Most AC 2 Litres appear to have had their boot (trunk) flock-sprayed a light brown colour. I have rarely seen any surviving cars that retain this finish, but a quick look inside the tool-tray reveals that flock was used originally. This finish was also used for the front shelf under the dashboard. In the boot, flock was applied to the side and front panels; the rear of the shelf area below the rear windows; fuel filler metal pipe; the boot-lid trim panels; tool-tray lid and tool-tray interior.
This type of trim gives a beautiful suede effect with a silky-smooth feel to it. It is added by applying a colour-matched adhesive, and then using an electro-static applicator to add the tiny fibres. The electric charge attracts the fibres to the glued surface, and also makes them stand at right-angles to said surface.
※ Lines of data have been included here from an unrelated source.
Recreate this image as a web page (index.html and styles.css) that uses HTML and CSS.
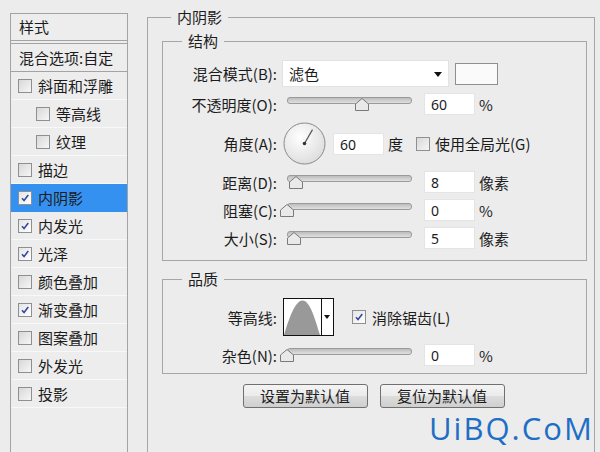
FILE: index.html
```html
<!DOCTYPE html>
<html lang="zh-CN">
<head>
  <meta charset="UTF-8">
  <title>图层样式 - 内阴影</title>
  <link rel="stylesheet" href="styles.css">
</head>
<body>
  <div class="dialog">

    <!-- Style list -->
    <div class="style-list">
      <div class="list-head">样式</div>
      <div class="list-blend">混合选项:自定</div>
      <div class="list-item"><span class="check"></span>斜面和浮雕</div>
      <div class="list-item sub"><span class="check"></span>等高线</div>
      <div class="list-item sub"><span class="check"></span>纹理</div>
      <div class="list-item"><span class="check"></span>描边</div>
      <div class="list-item selected"><span class="check on"><svg viewBox="0 0 14 14"><path d="M3.5 7.2l2.4 2.8L10.8 3.6"/></svg></span>内阴影</div>
      <div class="list-item"><span class="check on"><svg viewBox="0 0 14 14"><path d="M3.5 7.2l2.4 2.8L10.8 3.6"/></svg></span>内发光</div>
      <div class="list-item"><span class="check on"><svg viewBox="0 0 14 14"><path d="M3.5 7.2l2.4 2.8L10.8 3.6"/></svg></span>光泽</div>
      <div class="list-item"><span class="check"></span>颜色叠加</div>
      <div class="list-item"><span class="check on"><svg viewBox="0 0 14 14"><path d="M3.5 7.2l2.4 2.8L10.8 3.6"/></svg></span>渐变叠加</div>
      <div class="list-item"><span class="check"></span>图案叠加</div>
      <div class="list-item"><span class="check"></span>外发光</div>
      <div class="list-item"><span class="check"></span>投影</div>
    </div>

    <!-- Settings -->
    <fieldset class="group outer">
      <legend>内阴影</legend>

      <fieldset class="group inner structure">
        <legend>结构</legend>

        <div class="row row-blend">
          <span class="lbl">混合模式(B):</span>
          <div class="select">滤色<span class="caret"></span></div>
          <span class="swatch"></span>
        </div>

        <div class="row">
          <span class="lbl">不透明度(O):</span>
          <div class="slider"><span class="thumb" style="left: 68px"><svg viewBox="0 0 14 13"><path d="M7 0.5L13.5 6V12.5H0.5V6Z"/></svg></span></div>
          <span class="num">60</span>
          <span class="unit">%</span>
        </div>

        <div class="row row-angle">
          <span class="lbl">角度(A):</span>
          <svg class="dial" viewBox="0 0 43 43">
            <defs>
              <radialGradient id="dialFill" cx="0.4" cy="0.35" r="0.7">
                <stop offset="0" stop-color="#ffffff"/>
                <stop offset="1" stop-color="#dcdcdc"/>
              </radialGradient>
            </defs>
            <circle cx="21.5" cy="21.5" r="20.5" fill="url(#dialFill)" stroke="#8a8a8a"/>
            <line x1="21.5" y1="21.5" x2="29.5" y2="7.6" stroke="#555" stroke-width="1.2"/>
            <circle cx="21.5" cy="21.5" r="1.8" fill="#333"/>
          </svg>
          <span class="num angle-num">60</span>
          <span class="unit">度</span>
          <span class="check global"></span>
          <span class="opt">使用全局光(G)</span>
        </div>

        <div class="row">
          <span class="lbl">距离(D):</span>
          <div class="slider"><span class="thumb" style="left: 2px"><svg viewBox="0 0 14 13"><path d="M7 0.5L13.5 6V12.5H0.5V6Z"/></svg></span></div>
          <span class="num">8</span>
          <span class="unit">像素</span>
        </div>

        <div class="row">
          <span class="lbl">阻塞(C):</span>
          <div class="slider"><span class="thumb" style="left: -7px"><svg viewBox="0 0 14 13"><path d="M7 0.5L13.5 6V12.5H0.5V6Z"/></svg></span></div>
          <span class="num">0</span>
          <span class="unit">%</span>
        </div>

        <div class="row">
          <span class="lbl">大小(S):</span>
          <div class="slider"><span class="thumb" style="left: 0px"><svg viewBox="0 0 14 13"><path d="M7 0.5L13.5 6V12.5H0.5V6Z"/></svg></span></div>
          <span class="num">5</span>
          <span class="unit">像素</span>
        </div>
      </fieldset>

      <fieldset class="group inner quality">
        <legend>品质</legend>

        <div class="row row-contour">
          <span class="lbl">等高线:</span>
          <div class="contour">
            <svg class="curve" viewBox="0 0 37 36"><path d="M0 36C5 20 11 1.5 18.5 1.5C26 1.5 31 20 36 36Z"/></svg>
            <span class="contour-drop"><span class="caret small"></span></span>
          </div>
          <span class="check on aa"><svg viewBox="0 0 14 14"><path d="M3.5 7.2l2.4 2.8L10.8 3.6"/></svg></span>
          <span class="opt">消除锯齿(L)</span>
        </div>

        <div class="row">
          <span class="lbl">杂色(N):</span>
          <div class="slider"><span class="thumb" style="left: -7px"><svg viewBox="0 0 14 13"><path d="M7 0.5L13.5 6V12.5H0.5V6Z"/></svg></span></div>
          <span class="num">0</span>
          <span class="unit">%</span>
        </div>
      </fieldset>

      <div class="buttons">
        <button type="button">设置为默认值</button>
        <button type="button">复位为默认值</button>
      </div>
    </fieldset>

    <div class="watermark">UiBQ.CoM</div>
  </div>
</body>
</html>
```

FILE: styles.css
```css
* {
  box-sizing: border-box;
}
html, body {
  margin: 0;
  padding: 0;
  background-color: #ececec;
}
body {
  font-family: "Noto Sans CJK SC", "Noto Sans", sans-serif;
  font-size: 15px;
  color: #1c1c1c;
  overflow: hidden;
}
.dialog {
  position: relative;
  display: flex;
  align-items: flex-start;
  height: 452px;
  padding-left: 10px;
}

/* style list */
.style-list {
  width: 118px;
  height: 439px;
  margin-top: 13px;
  border: 1px solid #a3a3a3;
  border-bottom: none;
  background-color: #ededed;
}
.list-head {
  height: 27px;
  line-height: 26px;
  padding-left: 8px;
  border-bottom: 1px solid #a3a3a3;
}
.list-blend {
  height: 29px;
  line-height: 27px;
  margin-top: 2px;
  padding-left: 8px;
  border-top: 1px solid #a3a3a3;
  border-bottom: 1px solid #a3a3a3;
}
.list-item {
  display: flex;
  align-items: center;
  height: 28px;
  padding-left: 7px;
  border-bottom: 1px solid #f8f8f8;
}
.list-item.sub {
  padding-left: 25px;
}
.list-item.selected {
  background-color: #3591f0;
  border-bottom-color: #3591f0;
}
.list-item .check {
  margin-right: 6px;
}

/* checkboxes */
.check {
  display: inline-block;
  flex: none;
  width: 14px;
  height: 14px;
  border: 1px solid #8e8f8f;
  background: linear-gradient(135deg, #d8d8d8, #f6f6f6);
}
.check.on {
  background: linear-gradient(135deg, #e4e4e4, #ffffff);
}
.check svg {
  display: block;
  width: 12px;
  height: 12px;
}
.check path {
  fill: none;
  stroke: #34489e;
  stroke-width: 1.8;
}

/* group boxes */
.group {
  margin: 0;
  border: 1px solid #a6a6a6;
}
.group legend {
  height: 20px;
  line-height: 20px;
  padding: 0 6px;
}
.outer {
  width: 448px;
  height: 452px;
  margin-top: 7px;
  margin-left: 19px;
  padding: 4px 7px 0 14px;
  border-bottom: none;
}
.outer > legend {
  margin-left: 9px;
}
.inner > legend {
  margin-left: 19px;
}
.structure {
  padding: 9px 0 11px 0;
}
.quality {
  margin-top: 8px;
  padding: 9px 0 7px 0;
}

/* rows */
.row {
  display: flex;
  align-items: center;
  height: 22px;
  margin-top: 6px;
}
.row:first-of-type {
  margin-top: 0;
}
.row-blend {
  height: 27px;
}
.row-blend + .row {
  margin-top: 6px;
}
.row-angle {
  height: 43px;
  margin-top: 7px;
  margin-bottom: 1px;
}
.row-contour {
  height: 38px;
}
.row-contour + .row {
  margin-top: 8px;
}
.lbl {
  width: 114px;
  flex: none;
  text-align: right;
  white-space: nowrap;
}

.select {
  position: relative;
  width: 167px;
  height: 27px;
  margin-left: 5px;
  padding-left: 6px;
  line-height: 26px;
  background-color: #fff;
  border: 1px solid #e2e2e2;
}
.caret {
  position: absolute;
  right: 6px;
  top: 11px;
  width: 0;
  height: 0;
  border-left: 4px solid transparent;
  border-right: 4px solid transparent;
  border-top: 5px solid #111;
}
.swatch {
  width: 43px;
  height: 22px;
  margin-left: 6px;
  border: 1px solid #8f8f8f;
  background-color: #fafafa;
}

.slider {
  position: relative;
  width: 125px;
  height: 22px;
  margin-left: 10px;
}
.slider::before {
  content: "";
  position: absolute;
  left: 0;
  right: 0;
  top: 4px;
  height: 5px;
  border-radius: 3px;
  border: 1px solid #9a9a9a;
  background: linear-gradient(#bdbdbd, #e0e0e0);
}
.thumb {
  position: absolute;
  top: 5px;
  width: 14px;
  height: 13px;
}
.thumb svg {
  display: block;
  width: 14px;
  height: 13px;
}
.thumb path {
  fill: #e9e9e9;
  stroke: #7a7a7a;
}

.num {
  width: 51px;
  height: 22px;
  margin-left: 12px;
  padding-left: 6px;
  font-family: "Noto Sans", sans-serif;
  font-size: 14px;
  line-height: 22px;
  background-color: #fff;
  border: 1px solid #e4e4e4;
}
.unit {
  margin-left: 4px;
}
.dial {
  width: 43px;
  height: 43px;
  margin-left: 6px;
}
.angle-num {
  margin-left: 7px;
}
.check.global {
  margin-left: 13px;
  margin-right: 5px;
}
.check.aa {
  margin-left: 18px;
  margin-right: 6px;
}

.contour {
  display: flex;
  width: 51px;
  height: 38px;
  margin-left: 6px;
  border: 1px solid #111;
  background-color: #fff;
}
.curve {
  display: block;
  width: 37px;
  height: 36px;
}
.curve path {
  fill: #999;
}
.contour-drop {
  position: relative;
  flex: 1;
  border-left: 1px solid #111;
}
.caret.small {
  right: 3px;
  top: 16px;
  border-left-width: 3px;
  border-right-width: 3px;
  border-top-width: 4px;
}

/* buttons */
.buttons {
  display: flex;
  justify-content: center;
  gap: 12px;
  margin-top: 10px;
  padding-right: 2px;
}
button {
  width: 125px;
  height: 24px;
  padding: 0;
  font-family: "Noto Sans CJK SC", sans-serif;
  font-size: 15px;
  line-height: 20px;
  color: #1c1c1c;
  border: 1px solid #707070;
  border-radius: 3px;
  background: linear-gradient(#f4f4f4, #ebebeb 50%, #dddddd 50%, #cfcfcf);
}

.watermark {
  position: absolute;
  left: 429px;
  top: 406px;
  font-family: "Open Sans", sans-serif;
  font-size: 31px;
  line-height: 44px;
  color: #1d6fc6;
  letter-spacing: 2px;
}
```
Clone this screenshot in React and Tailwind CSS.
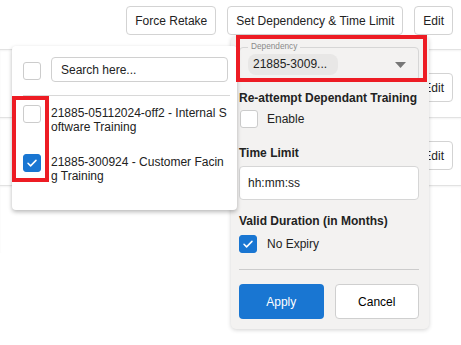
import React from 'react';

const Check = ({ checked }) => (
  <span
    className={
      'flex shrink-0 items-center justify-center w-[18px] h-[18px] rounded-[3px] border ' +
      (checked ? 'bg-[#1976d2] border-[#1976d2]' : 'bg-white border-[#cccccc]')
    }
  >
    {checked && (
      <svg width="12" height="12" viewBox="0 0 12 12" fill="none">
        <path d="M2 6.3l2.6 2.6L10 3.4" stroke="white" strokeWidth="1.5" strokeLinecap="round" strokeLinejoin="round" />
      </svg>
    )}
  </span>
);

const Btn = ({ children, className = '' }) => (
  <button className={'h-[29px] px-[8px] rounded-[4px] border border-[#d3d3d3] bg-white text-[12px] text-[#222] ' + className}>
    {children}
  </button>
);

const items = [
  { lines: ['21885-05112024-off2 - Internal S', 'oftware Training'], checked: false },
  { lines: ['21885-300924 - Customer Facin', 'g Training'], checked: true },
];

const App = () => {
  return (
    <div className="relative w-[461px] h-[345px] overflow-hidden bg-white font-['Liberation_Sans',Arial,sans-serif] text-[#222]">
      {/* page behind the popovers */}
      <div className="flex justify-end gap-[11px] pt-[6px] pr-[8px]">
        <Btn>Force Retake</Btn>
        <Btn>Set Dependency &amp; Time Limit</Btn>
        <Btn>Edit</Btn>
      </div>
      <div className="mt-[14px]">
        {[0, 1, 2].map(i => (
          <div
            key={i}
            className="h-[68px] flex justify-end items-start pt-[23px] pr-[8px] border-t border-[#e2e2e2] shadow-[inset_0_1px_2px_rgba(0,0,0,0.05)]"
          >
            {i < 2 && <Btn>Edit</Btn>}
          </div>
        ))}
      </div>

      {/* dependency settings popover */}
      <div className="absolute left-[231px] top-[36px] z-10 w-[198px] pl-[8px] pr-[10px] pt-[11px] pb-[10px] bg-[#f3f2f1] rounded-[5px] shadow-[0_1px_4px_rgba(0,0,0,0.18)]">
        <div className="relative h-[34px] flex items-center pl-[8px] border border-[#d6d6d6] rounded-[4px]">
          <span className="absolute -top-[5px] left-[8px] px-[3px] bg-[#f3f2f1] text-[8.25px] leading-none text-[#8a8a8a]">
            Dependency
          </span>
          <span className="h-[21px] w-[90px] flex items-center pl-[5px] rounded-[8px] bg-[#e8e7e6] text-[12px] text-[#222]">
            21885-3009...
          </span>
          <svg className="absolute right-[12px] top-[14px]" width="11" height="6" viewBox="0 0 11 6">
            <path d="M0 0h11L5.5 6z" fill="#777" />
          </svg>
        </div>

        <p className="mt-[10px] text-[12px] leading-[14px] font-bold">Re-attempt Dependant Training</p>
        <label className="mt-[5px] flex items-center gap-[9px] pl-[1px] text-[12px]">
          <Check checked={false} />
          Enable
        </label>

        <p className="mt-[18px] text-[12px] leading-[14px] font-bold">Time Limit</p>
        <input
          className="mt-[6px] w-full h-[34px] px-[8px] rounded-[4px] border border-[#d6d6d6] bg-white text-[12px] placeholder:text-[#222] outline-none"
          placeholder="hh:mm:ss"
        />

        <p className="mt-[14px] text-[12px] leading-[14px] font-bold">Valid Duration (in Months)</p>
        <label className="mt-[7px] flex items-center gap-[10px] text-[12px]">
          <Check checked />
          No Expiry
        </label>

        <hr className="mt-[16px] border-[#cccccc]" />

        <div className="mt-[14px] grid grid-cols-2 gap-[11px]">
          <button className="h-[35px] rounded-[4px] bg-[#1976d2] text-white text-[12px]">Apply</button>
          <button className="h-[35px] rounded-[4px] border border-[#cfcfcf] bg-white text-[12px] text-black">Cancel</button>
        </div>
      </div>
      <div className="absolute left-[236px] top-[35px] z-30 w-[191px] h-[47px] border-4 border-[#ed1c24]" />

      {/* dependency picker list */}
      <div className="absolute left-[12px] top-[46px] z-20 w-[225px] h-[164px] bg-white rounded-[4px] shadow-[0_2px_4px_rgba(0,0,0,0.28)]">
        <div className="flex items-center gap-[10px] pl-[11px] pt-[11px]">
          <span className="mt-[3px]">
            <Check checked={false} />
          </span>
          <input
            className="w-[177px] h-[25px] px-[9px] rounded-[4px] border border-[#d0d0d0] text-[12px] placeholder:text-[#222] outline-none"
            placeholder="Search here..."
          />
        </div>
        <div className="mt-[13px] ml-[11px] mr-[7px] border-t border-[#d8d8d8]" />
        <div className="pl-[11px]">
          {items.map((it, i) => (
            <div key={i} className={'flex items-start gap-[10px] ' + (i === 0 ? 'mt-[9px]' : 'mt-[20px]')}>
              <Check checked={it.checked} />
              <div className="mt-[1px] text-[12px] leading-[14px] text-[#222] whitespace-nowrap">
                {it.lines.map(l => (
                  <div key={l}>{l}</div>
                ))}
              </div>
            </div>
          ))}
        </div>
      </div>
      <div className="absolute left-[12px] top-[96px] z-30 w-[37px] h-[86px] border-4 border-[#ed1c24]" />
    </div>
  );
};

export default App;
Frost does an inexpensive kit that does not use any electrical equipment. Instead, a squeezy bottle sprays flock onto the glued surface. My first attempt at using this was only moderately successful, and it probably requires practice to gain the correct technique. The instructions say that one must squeeze the flock at high velocity for the best effect.
As flock spraying is an industrial process, the cost of conventional electro-static sprayers can be prohibitive. However, I did come across a seller on ebay in the UK marketing his own less expensive version (called FlockTech) developed for model railway grass scenery production. I used the same Frost flock and adhesive and had good results at my first attempt.